Although physicists are able to reproduce super-hot states in laboratories, it has been impossible so far to attain super-dense states on Earth, the states needed to study the phase diagram along the baryon density axis. Neutron stars are natural candidates for studying phenomena under extremely high density conditions. Therefore, studying neutron stars has been an important topic for nuclear physicists. Recent years have seen many important developments in the observation of neutron stars and neutron star mergers (via gravitational waves), which have the potential to revolutionize our understanding of nuclear physics at high baryon density and low temperature. This group has shown that with reasonable parameters it may be possible to support neutron stars up to 2.2 solar masses. Other future work is to use new models to investigate the neutron stars’ properties such as their mass-radius relation in order to compare their model with experimental data directly. This requires intensive numerical calculations.

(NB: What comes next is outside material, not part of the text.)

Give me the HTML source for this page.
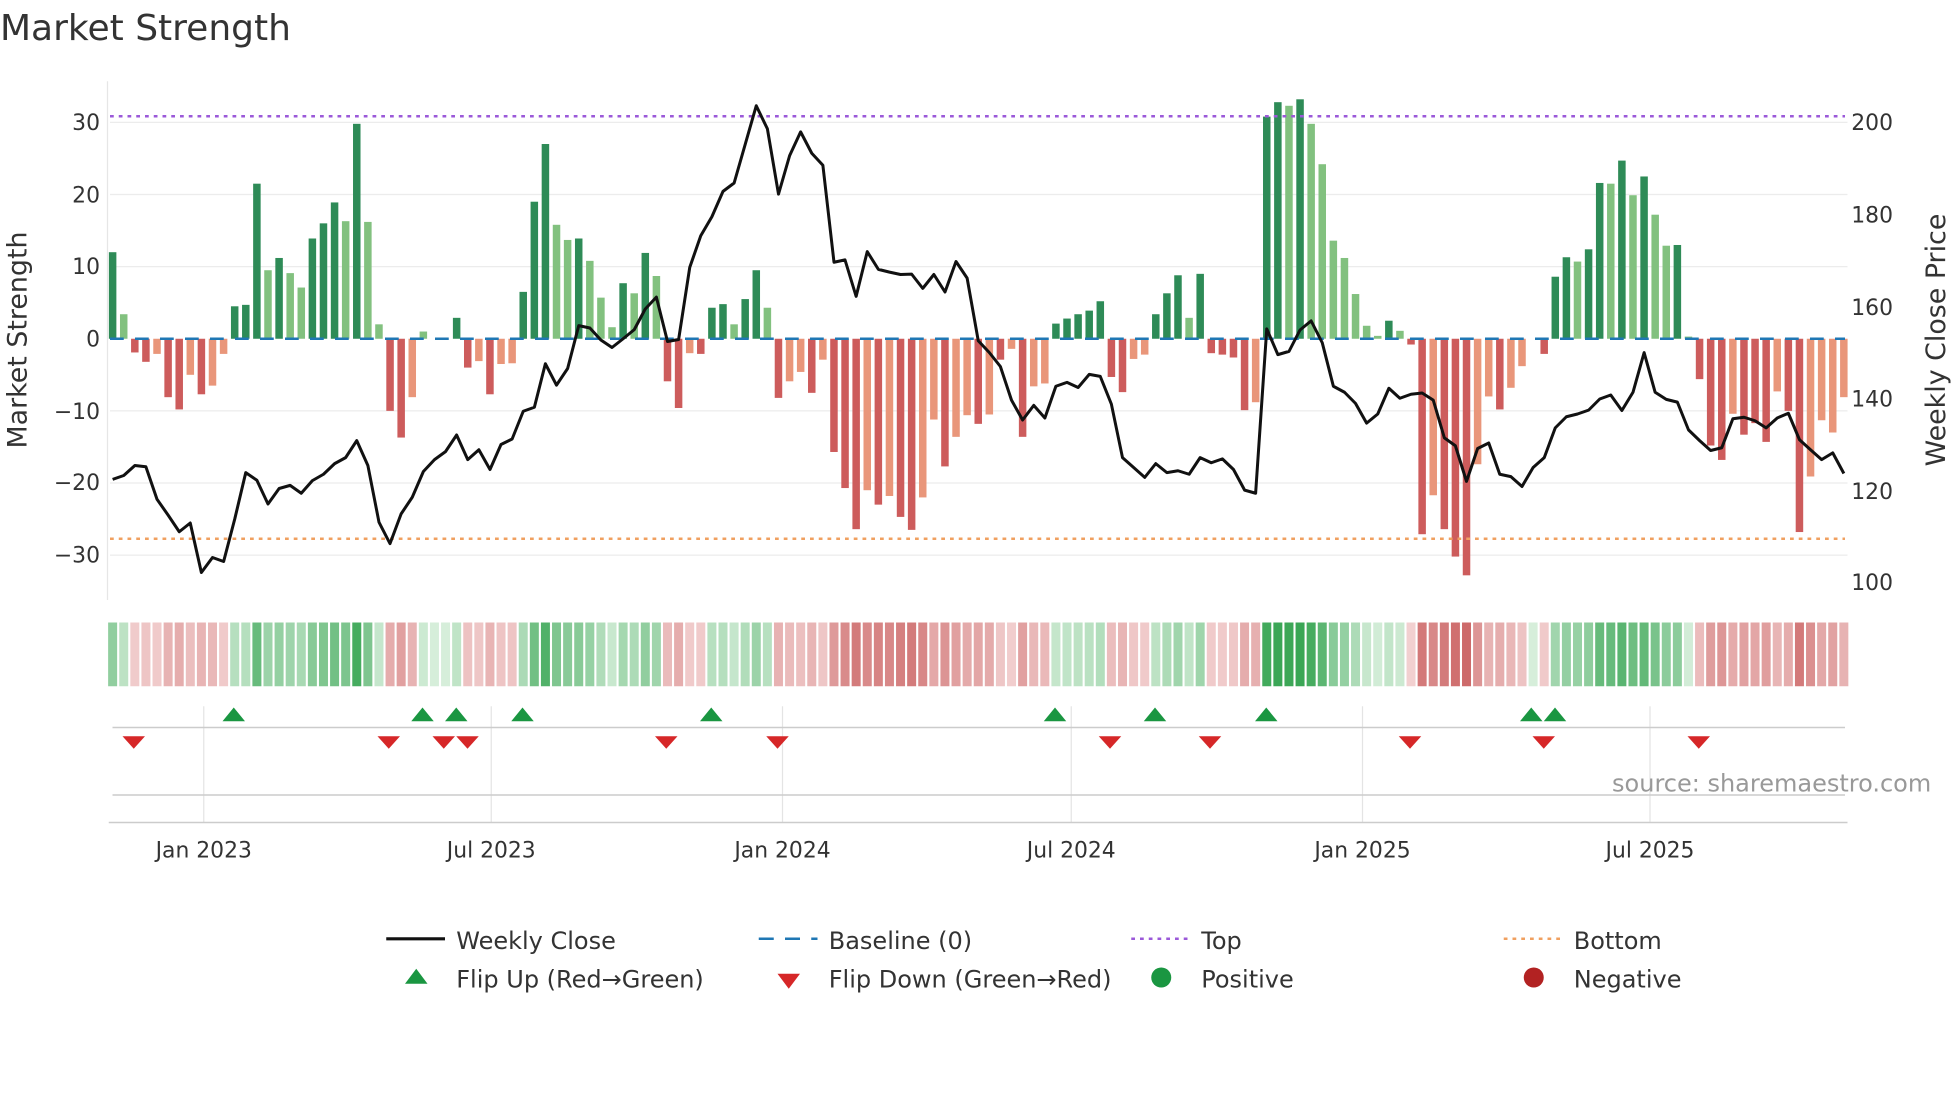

The researchers recently showed that the anomalous correlations between charged and neutral kaons observed in heavy-ion collisions at the large hadron collider could not be explained by known effects and point to exotic coherent phenomenon. They further proposed a novel mechanism of Disoriented Isospin Condensates (DIC) to explain the said correlations. This new mechanism suggests that the observed anomaly may be hinting at the first experimental observation of chiral symmetry breaking and restoration at finite temperature in QCD. This requires further investigation which would require integrating DIC in hydrodynamic models of heavy-ion collisions. This is a computationally expensive exercise.